If all the components of $\vec{x}$ are zero, it is called the zero vector.

If the length of a vector $\vec{x}$ is zero then, it is called the null vector.

In $n$ dimensional Euclidean space $(E^{n})$, there is no distinction between zero vector and null vector. But it is not true in other than Euclidean space.

Explanation: In $n$ dimensional Euclidean space $(E^{n})$, for $\vec{x}=(x_1, x_2, ... , x_n) \in E^{n}$, $$ |\vec{x}| = \sqrt{{x_1}^2 + {x_2}^2 + . . . + {x_n}^2} . $$

If $\vec{x}$ is a zero vector then $x_1=x_2=. . . =x_n=0 $ and hence $|\vec{x}|=0$. Consequently the vector $\vec{x}$ is a null vector.

Again if $|\vec{x}|=0$, then we have $$\sqrt{x_1^2 + x_2^2 + . . . +x_n^2}=0$$ which yields $${x_1^2 + x_2^2 + . . . +x_n^2}=0$$ This implies that the equality holds only if $x_1=x_2=. . . =x_n=0$ and hence the vector is a zero vector. Thus in $E^{n}$ a null vector and a zero vector has no difference. That is, a vector in $(E^{n})$ is a zero vector if and only if it is a null vector.

But it is not true in other than Euclidean space.

For example we now consider the Riemannian space.

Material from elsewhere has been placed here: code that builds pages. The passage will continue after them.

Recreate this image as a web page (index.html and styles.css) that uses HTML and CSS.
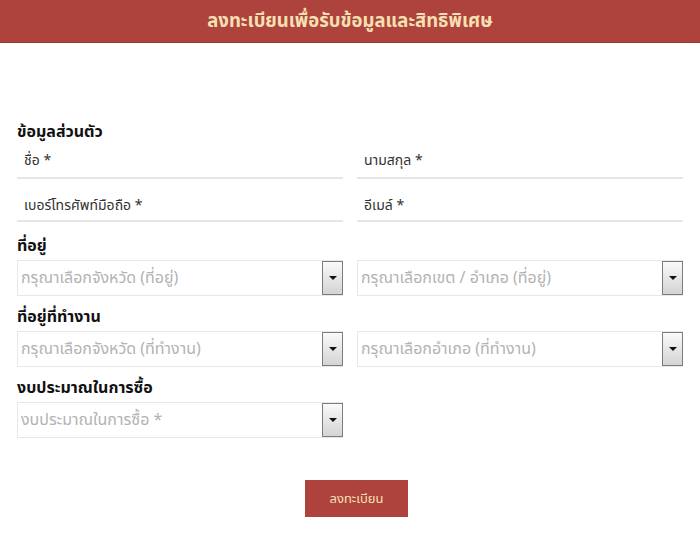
FILE: index.html
```html
<!DOCTYPE html>
<html lang="th">
<head>
<meta charset="utf-8">
<link rel="stylesheet" href="styles.css">
</head>
<body>
<header class="banner">ลงทะเบียนเพื่อรับข้อมูลและสิทธิพิเศษ</header>
<main class="form">
  <h2 class="section-title first">ข้อมูลส่วนตัว</h2>
  <div class="grid">
    <div class="text-field top">ชื่อ *</div>
    <div class="text-field top">นามสกุล *</div>
    <div class="text-field">เบอร์โทรศัพท์มือถือ *</div>
    <div class="text-field">อีเมล์ *</div>
  </div>
  <h2 class="section-title after-text">ที่อยู่</h2>
  <div class="grid">
    <div class="select"><span class="ph">กรุณาเลือกจังหวัด (ที่อยู่)</span><span class="arrow"></span></div>
    <div class="select"><span class="ph">กรุณาเลือกเขต / อำเภอ (ที่อยู่)</span><span class="arrow"></span></div>
  </div>
  <h2 class="section-title">ที่อยู่ที่ทำงาน</h2>
  <div class="grid">
    <div class="select"><span class="ph">กรุณาเลือกจังหวัด (ที่ทำงาน)</span><span class="arrow"></span></div>
    <div class="select"><span class="ph">กรุณาเลือกอำเภอ (ที่ทำงาน)</span><span class="arrow"></span></div>
  </div>
  <h2 class="section-title">งบประมาณในการซื้อ</h2>
  <div class="grid">
    <div class="select"><span class="ph">งบประมาณในการซื้อ *</span><span class="arrow"></span></div>
  </div>
  <div class="actions"><button class="submit">ลงทะเบียน</button></div>
</main>
</body>
</html>
```
FILE: styles.css
```css
* { box-sizing: border-box; }
body {
  margin: 0;
  font-family: "Noto Sans", "Noto Sans Thai", sans-serif;
  color: #222;
  background: #fff;
}
.banner {
  height: 43px;
  background: #ae423c;
  color: #f6e0b3;
  font-weight: 700;
  font-size: 18.5px;
  display: flex;
  align-items: center;
  justify-content: center;
  border-bottom: 1px solid #9c3732;
}
.form {
  padding: 0 17px;
}
.section-title {
  margin: 0;
  font-size: 16px;
  font-weight: 700;
  color: #111;
  height: 22px;
  line-height: 22px;
}
.section-title.first {
  margin-top: 80px;
  height: 16px;
  line-height: 16px;
}
.section-title.after-text { margin-top: 12px; }
.grid {
  display: grid;
  grid-template-columns: 326px 326px;
  column-gap: 14px;
}
.text-field {
  height: 43px;
  padding: 17px 0 0 7px;
  font-size: 14px;
  color: #333;
  border-bottom: 2px solid #e6e6e6;
  line-height: 18px;
}
.text-field.top {
  height: 40px;
  padding-top: 12px;
}
.select {
  height: 36px;
  border: 1px solid #e8e8e8;
  display: flex;
  align-items: center;
  justify-content: space-between;
  padding-left: 3px;
  margin: 4px 0 9px;
}
.ph {
  font-size: 16px;
  color: #b3b3b3;
}
.arrow {
  width: 21px;
  height: 34px;
  margin-right: -1px;
  border: 1px solid #7c7c7c;
  background: linear-gradient(#fafafa, #d4d4d4);
  display: flex;
  align-items: center;
  justify-content: center;
}
.arrow::after {
  content: "";
  border-left: 4px solid transparent;
  border-right: 4px solid transparent;
  border-top: 4px solid #111;
}
.actions {
  display: flex;
  justify-content: center;
  margin-top: 33px;
}
.submit {
  width: 103px;
  height: 37px;
  background: #ae423c;
  color: #f6e0b3;
  border: none;
  font-family: inherit;
  font-size: 13px;
  margin-left: 13px;
}
```
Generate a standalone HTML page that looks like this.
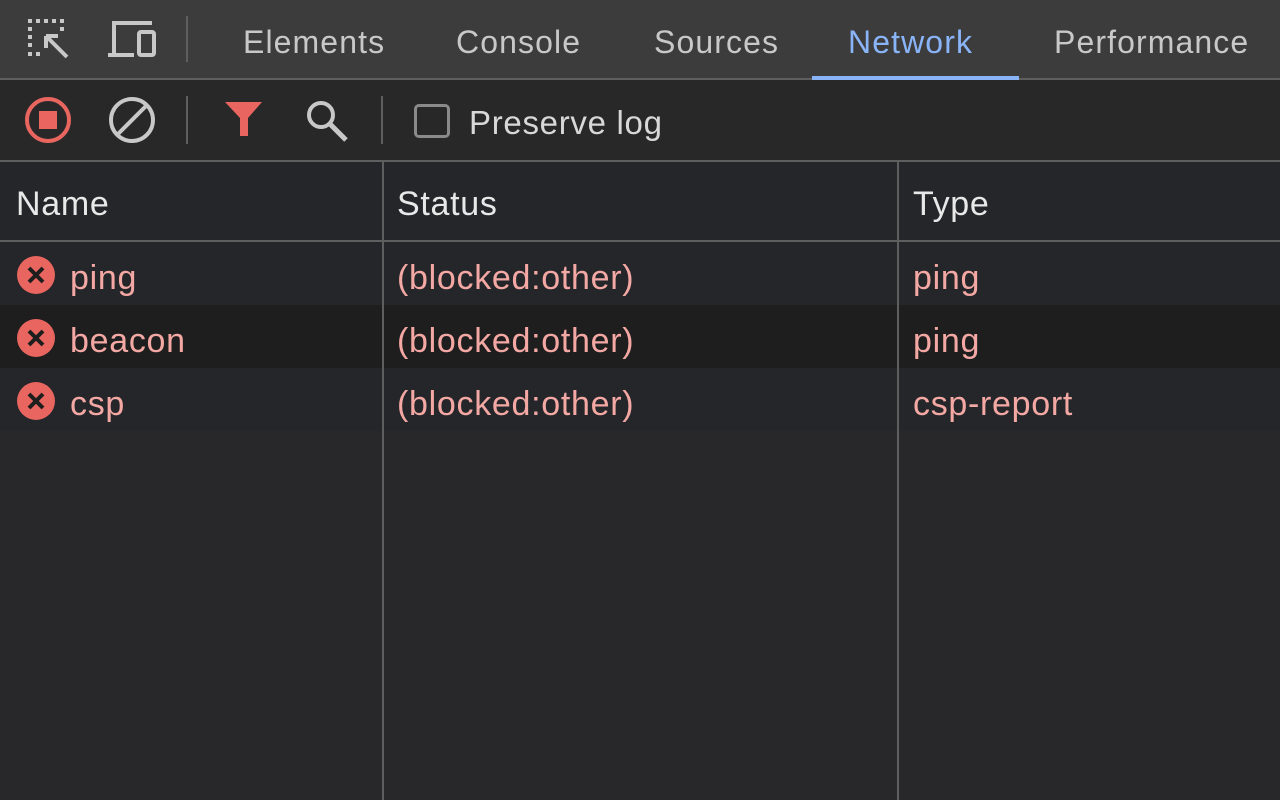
<!DOCTYPE html>
<html><head><style>
*{margin:0;padding:0;box-sizing:border-box}
body{width:1280px;height:800px;background:#28282b;font-family:"Liberation Sans",sans-serif;overflow:hidden;position:relative}
.a{position:absolute}
.tab{position:absolute;top:22px;font-size:32px;color:#c8c8c8;line-height:40px;letter-spacing:1.1px}
.t{position:absolute;font-size:34px;line-height:40px;letter-spacing:0.7px}
.p{color:#f4a8a4}
</style></head><body>
<div class="a" style="left:0;top:0;width:1280px;height:78px;background:#3c3c3c"></div>
<div class="a" style="left:0;top:78px;width:1280px;height:2px;background:#5e5e5e"></div>
<div class="a" style="left:0;top:80px;width:1280px;height:80px;background:#282828"></div>
<div class="a" style="left:0;top:160px;width:1280px;height:2px;background:#5e5e5e"></div>
<div class="a" style="left:0;top:162px;width:1280px;height:78px;background:#25262a"></div>
<div class="a" style="left:0;top:240px;width:1280px;height:2px;background:#5e5e5e"></div>
<div class="a" style="left:0;top:242px;width:1280px;height:63px;background:#25262a"></div>
<div class="a" style="left:0;top:305px;width:1280px;height:63px;background:#1e1e1e"></div>
<div class="a" style="left:0;top:368px;width:1280px;height:63px;background:#25262a"></div>
<div class="a" style="left:382px;top:162px;width:2px;height:638px;background:#5e5e5e"></div>
<div class="a" style="left:897px;top:162px;width:2px;height:638px;background:#5e5e5e"></div>
<svg class="a" style="left:24px;top:16px" width="50" height="46" viewBox="0 0 50 46">
<g fill="#c8c8c8"><rect x="4" y="3" width="4" height="4"/><rect x="12" y="3" width="4" height="4"/><rect x="20" y="3" width="4" height="4"/><rect x="28" y="3" width="4" height="4"/><rect x="36" y="3" width="4" height="4"/><rect x="4" y="11" width="4" height="4"/><rect x="4" y="19" width="4" height="4"/><rect x="4" y="27" width="4" height="4"/><rect x="4" y="36" width="4" height="4"/><rect x="12" y="36" width="4" height="4"/><rect x="36" y="11" width="4" height="4"/></g>
<path d="M22 20 L43 41 M22 20 H34 M22 20 V32" stroke="#c8c8c8" stroke-width="4" fill="none"/></svg>
<svg class="a" style="left:106px;top:18px" width="54" height="42" viewBox="0 0 54 42">
<path d="M8 36 V5 H46 M2 37 H28" stroke="#c8c8c8" stroke-width="4" fill="none"/>
<rect x="33" y="14" width="15" height="23" rx="2" stroke="#c8c8c8" stroke-width="4" fill="none"/></svg>
<div class="a" style="left:186px;top:16px;width:2px;height:46px;background:#5e5e5e"></div>
<div class="tab" style="left:243px">Elements</div>
<div class="tab" style="left:456px">Console</div>
<div class="tab" style="left:654px">Sources</div>
<div class="tab" style="left:848px;color:#8ab4f8">Network</div>
<div class="tab" style="left:1054px">Performance</div>
<div class="a" style="left:812px;top:76px;width:207px;height:4px;background:#8ab4f8"></div>
<svg class="a" style="left:24px;top:96px" width="50" height="50"><circle cx="24" cy="24" r="21" stroke="#e8665f" stroke-width="4" fill="none"/><rect x="15" y="15" width="18" height="18" fill="#e8665f"/></svg>
<svg class="a" style="left:108px;top:96px" width="50" height="50"><circle cx="24" cy="24" r="21" stroke="#c8c8c8" stroke-width="4" fill="none"/><path d="M9 39 L39 9" stroke="#c8c8c8" stroke-width="4"/></svg>
<div class="a" style="left:186px;top:96px;width:2px;height:48px;background:#5e5e5e"></div>
<svg class="a" style="left:224px;top:100px" width="40" height="40"><path d="M1 2 H38 L24 18 V36 H16 V18 Z" fill="#e8665f"/></svg>
<svg class="a" style="left:304px;top:98px" width="48" height="46"><circle cx="17" cy="17" r="12" stroke="#c8c8c8" stroke-width="4" fill="none"/><path d="M26 26 L42 42" stroke="#c8c8c8" stroke-width="5"/></svg>
<div class="a" style="left:381px;top:96px;width:2px;height:48px;background:#5e5e5e"></div>
<div class="a" style="left:414px;top:104px;width:36px;height:34px;border:3px solid #8a8a8a;border-radius:5px"></div>
<div class="t" style="left:469px;top:103px;color:#d8d8d8;font-size:33px">Preserve log</div>
<div class="t" style="left:16px;top:184px;color:#e8e8e8">Name</div>
<div class="t" style="left:397px;top:184px;color:#e8e8e8">Status</div>
<div class="t" style="left:913px;top:184px;color:#e8e8e8">Type</div>
<svg class="a" style="left:17px;top:256px" width="38" height="38"><circle cx="19" cy="19" r="19" fill="#e8665f"/><path d="M12 12 L26 26 M26 12 L12 26" stroke="#1e1e1e" stroke-width="4"/></svg>
<div class="t p" style="left:70px;top:258px">ping</div>
<div class="t p" style="left:397px;top:258px">(blocked:other)</div>
<div class="t p" style="left:913px;top:258px">ping</div>
<svg class="a" style="left:17px;top:319px" width="38" height="38"><circle cx="19" cy="19" r="19" fill="#e8665f"/><path d="M12 12 L26 26 M26 12 L12 26" stroke="#1e1e1e" stroke-width="4"/></svg>
<div class="t p" style="left:70px;top:321px">beacon</div>
<div class="t p" style="left:397px;top:321px">(blocked:other)</div>
<div class="t p" style="left:913px;top:321px">ping</div>
<svg class="a" style="left:17px;top:382px" width="38" height="38"><circle cx="19" cy="19" r="19" fill="#e8665f"/><path d="M12 12 L26 26 M26 12 L12 26" stroke="#1e1e1e" stroke-width="4"/></svg>
<div class="t p" style="left:70px;top:384px">csp</div>
<div class="t p" style="left:397px;top:384px">(blocked:other)</div>
<div class="t p" style="left:913px;top:384px">csp-report</div>
</body></html>
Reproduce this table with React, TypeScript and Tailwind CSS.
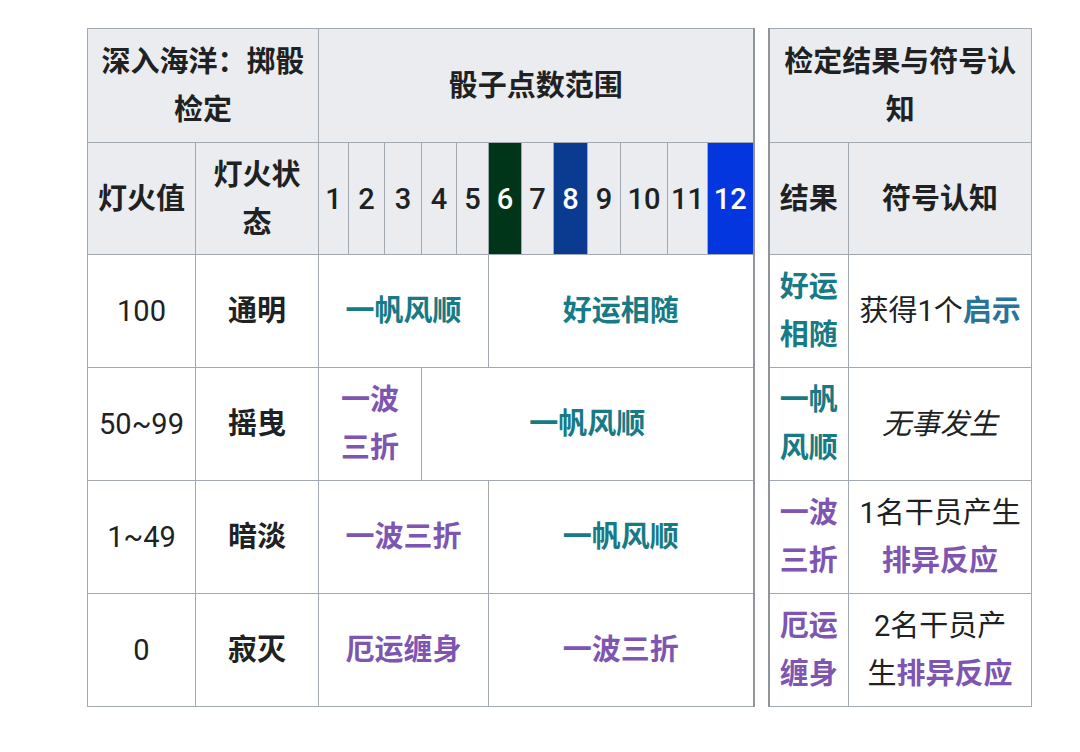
import React from "react";

const teal = "text-[#177a85]";
const purple = "text-[#7e55b1]";

const dice = [
  { n: "1", w: "w-[30px]" },
  { n: "2", w: "w-[36px]" },
  { n: "3", w: "w-[37px]" },
  { n: "4", w: "w-[35px]" },
  { n: "5", w: "w-[32px]" },
  { n: "6", w: "w-[33px]", bg: "bg-[#01351a] text-white" },
  { n: "7", w: "w-[32px]" },
  { n: "8", w: "w-[34px]", bg: "bg-[#0b3a91] text-white" },
  { n: "9", w: "w-[33px]" },
  { n: "10", w: "w-[47px]" },
  { n: "11", w: "w-[40px]" },
  { n: "12", w: "w-[46px]", bg: "bg-[#0436df] text-white" },
];

const th = "border border-[#a2a9b1] bg-[#eaecf0] font-bold text-center align-middle px-[8px]";
const td = "border border-[#a2a9b1] bg-white text-center align-middle px-[8px]";

export default function App() {
  return (
    <div
      className="min-h-[752px] w-[1080px] bg-white pt-[28px] pl-[87px] text-[#202122] text-[29px] leading-[48px]"
      style={{ fontFamily: 'Roboto, "Noto Sans CJK SC", sans-serif' }}
    >
      <table className="table-fixed border-collapse w-[944px]">
        <colgroup>
          <col className="w-[108px]" />
          <col className="w-[123px]" />
          {dice.map((d) => (
            <col key={d.n} className={d.w} />
          ))}
          <col className="w-[15px]" />
          <col className="w-[80px]" />
          <col className="w-[183px]" />
        </colgroup>
        <tbody>
          <tr className="h-[114px]">
            <th colSpan={2} className={th}>
              深入海洋：掷骰检定
            </th>
            <th colSpan={12} className={th}>
              骰子点数范围
            </th>
            <td rowSpan={6} className="border-x-2 border-y-0 border-[#90959b] bg-white p-0" />
            <th colSpan={2} className={th}>
              检定结果与符号认知
            </th>
          </tr>
          <tr className="h-[112px]">
            <th className={th}>灯火值</th>
            <th className={th}>灯火状态</th>
            {dice.map((d) => (
              <th
                key={d.n}
                className={`border border-[#a2a9b1] text-center align-middle px-0 font-medium ${d.bg ?? "bg-[#eaecf0]"}`}
              >
                {d.n}
              </th>
            ))}
            <th className={th}>结果</th>
            <th className={th}>符号认知</th>
          </tr>
          <tr className="h-[113px]">
            <td className={td}>100</td>
            <td className={`${td} font-bold`}>通明</td>
            <td colSpan={5} className={`${td} font-bold ${teal}`}>一帆风顺</td>
            <td colSpan={7} className={`${td} font-bold ${teal}`}>好运相随</td>
            <td className={`${td} font-bold ${teal}`}>
              好运
              <br />
              相随
            </td>
            <td className={td}>
              获得1个<span className="font-bold text-[#2a7399]">启示</span>
            </td>
          </tr>
          <tr className="h-[113px]">
            <td className={td}>50~99</td>
            <td className={`${td} font-bold`}>摇曳</td>
            <td colSpan={3} className={`${td} font-bold ${purple}`}>
              一波
              <br />
              三折
            </td>
            <td colSpan={9} className={`${td} font-bold ${teal}`}>一帆风顺</td>
            <td className={`${td} font-bold ${teal}`}>
              一帆
              <br />
              风顺
            </td>
            <td className={`${td} italic`}>无事发生</td>
          </tr>
          <tr className="h-[113px]">
            <td className={td}>1~49</td>
            <td className={`${td} font-bold`}>暗淡</td>
            <td colSpan={5} className={`${td} font-bold ${purple}`}>一波三折</td>
            <td colSpan={7} className={`${td} font-bold ${teal}`}>一帆风顺</td>
            <td className={`${td} font-bold ${purple}`}>
              一波
              <br />
              三折
            </td>
            <td className={td}>
              1名干员产生
              <br />
              <span className={`font-bold ${purple}`}>排异反应</span>
            </td>
          </tr>
          <tr className="h-[113px]">
            <td className={td}>0</td>
            <td className={`${td} font-bold`}>寂灭</td>
            <td colSpan={5} className={`${td} font-bold ${purple}`}>厄运缠身</td>
            <td colSpan={7} className={`${td} font-bold ${purple}`}>一波三折</td>
            <td className={`${td} font-bold ${purple}`}>
              厄运
              <br />
              缠身
            </td>
            <td className={td}>
              2名干员产
              <br />
              生<span className={`font-bold ${purple}`}>排异反应</span>
            </td>
          </tr>
        </tbody>
      </table>
    </div>
  );
}
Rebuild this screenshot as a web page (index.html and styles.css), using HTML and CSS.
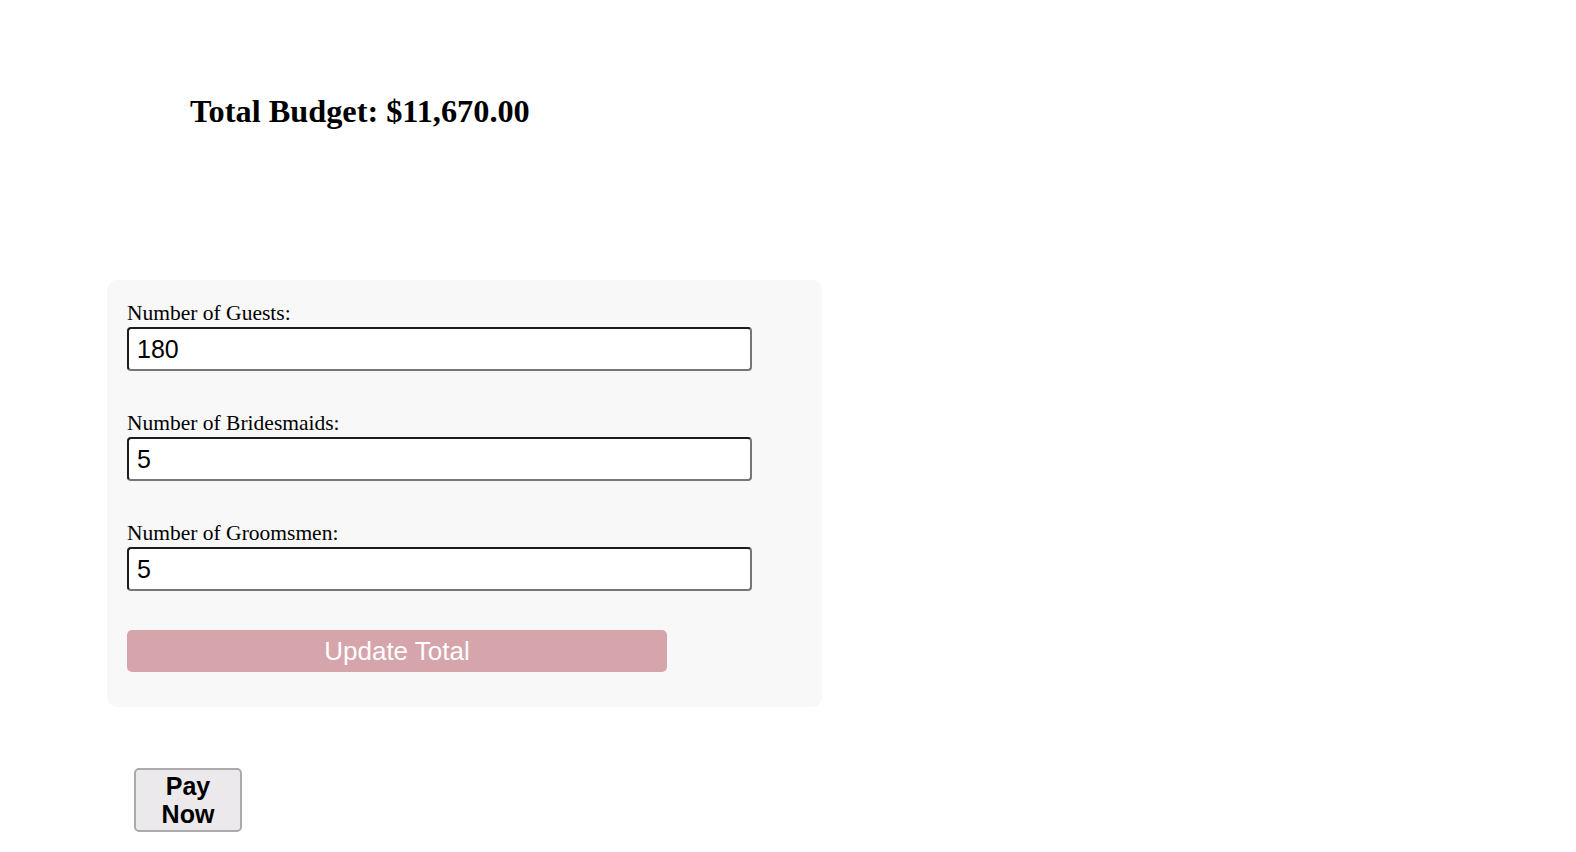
FILE: index.html
```
<!DOCTYPE html>
<html lang="en">
<head>
<meta charset="utf-8">
<title>Wedding Budget</title>
<link rel="stylesheet" href="styles.css">
</head>
<body>
<div class="page">
  <h1 class="total">Total Budget: $11,670.00</h1>
  <form class="panel" onsubmit="return false;">
    <div class="field">
      <label class="field-label" for="guests">Number of Guests:</label>
      <input class="field-input" id="guests" type="text" value="180">
    </div>
    <div class="field">
      <label class="field-label" for="bridesmaids">Number of Bridesmaids:</label>
      <input class="field-input" id="bridesmaids" type="text" value="5">
    </div>
    <div class="field">
      <label class="field-label" for="groomsmen">Number of Groomsmen:</label>
      <input class="field-input" id="groomsmen" type="text" value="5">
    </div>
    <button class="update-btn" type="button">Update Total</button>
  </form>
  <button class="pay-btn" type="button">Pay Now</button>
</div>
</body>
</html>
```
FILE: styles.css
```
html, body {
  margin: 0;
  padding: 0;
  background: #ffffff;
}

.page {
  display: flex;
  flex-direction: column;
  align-items: flex-start;
  padding-top: 93px;
  font-family: "Liberation Serif", "Times New Roman", serif;
  color: #000;
}

.total {
  margin: 0 0 0 190px;
  font-family: "Liberation Serif", "Times New Roman", serif;
  font-weight: bold;
  font-size: 32.3px;
  line-height: 37px;
}

.panel {
  margin: 150px 0 0 107px;
  width: 715px;
  box-sizing: border-box;
  padding: 20px 20px 35px 20px;
  background: #f8f8f8;
  border-radius: 10px;
  display: flex;
  flex-direction: column;
  gap: 39px;
}

.field {
  display: flex;
  flex-direction: column;
  align-items: flex-start;
  gap: 2px;
}

.field-label {
  font-family: "Liberation Serif", "Times New Roman", serif;
  font-size: 21.5px;
  line-height: 24px;
  padding-top: 1px;
  color: #000;
}

.field-input {
  width: 625px;
  height: 44px;
  box-sizing: border-box;
  padding: 0 8px;
  margin: 0;
  font-family: "Liberation Sans", Arial, sans-serif;
  font-size: 25px;
  color: #000;
  background: #fff;
  border-width: 2px;
  border-style: solid;
  border-color: #1c1c1c #767676 #767676 #1c1c1c;
  border-radius: 4px;
  outline: none;
}

.update-btn {
  margin-top: 0;
  width: 540px;
  height: 42px;
  border: none;
  border-radius: 5px;
  background: #d6a4ab;
  color: #fff;
  font-family: "Liberation Sans", Arial, sans-serif;
  font-size: 26px;
  padding: 0;
  cursor: pointer;
}

.pay-btn {
  margin: 61px 0 0 134px;
  width: 108px;
  box-sizing: border-box;
  padding: 2px 6px;
  background: #ebe9eb;
  border: 2px solid #ababab;
  border-radius: 5px;
  color: #000;
  font-family: "Liberation Sans", Arial, sans-serif;
  font-weight: bold;
  font-size: 25px;
  line-height: 28px;
  cursor: pointer;
}
```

An $n$-dimensional space in which the distance between two neighbouring points $(x_1, x_2, ... , x_n)$ and $(x_1+dx_1, x_2+dx_2, ... , x_n+dx_n)$ is given by $$ds^2 = \sum_{i,j=1}^{n} {g_{ij} dx_i dx_j} $$ where $g_{ij}$ are positive definite bilinear arbitrary functions of $x_i$'s such that $|g_{ij}|\neq 0$ and $ds$ is assumed to be invariant is known as Riemannian space. $g_{ij}$'s are also known as the fundamental metric tensor.

In the case of Euclidean space $g_{ij}$ is defined by

$g_{ij} = 1 \quad \text{if} \ i=j$ and

$g_{ij} = 0 \quad \text{if} \ i \neq j $

The length of the vector $\vec{x}=(x_1, x_2, ... , x_n)$ for the Riemannian space is defined as follows: $$|\vec{x}|=\sqrt{\sum_{i,j=1}^{n} {g_{ij} x_i x_j}}$$

Now we consider a $4$-vector $\vec{x}=(x_1, x_2, x_3, x_4)=(1,0,0,1)$ with the fundamental metric $g_{11}=g_{22}=g_{33}=-1, g_{44}=1$ and $g_{ij}=0$ for $i \neq j$.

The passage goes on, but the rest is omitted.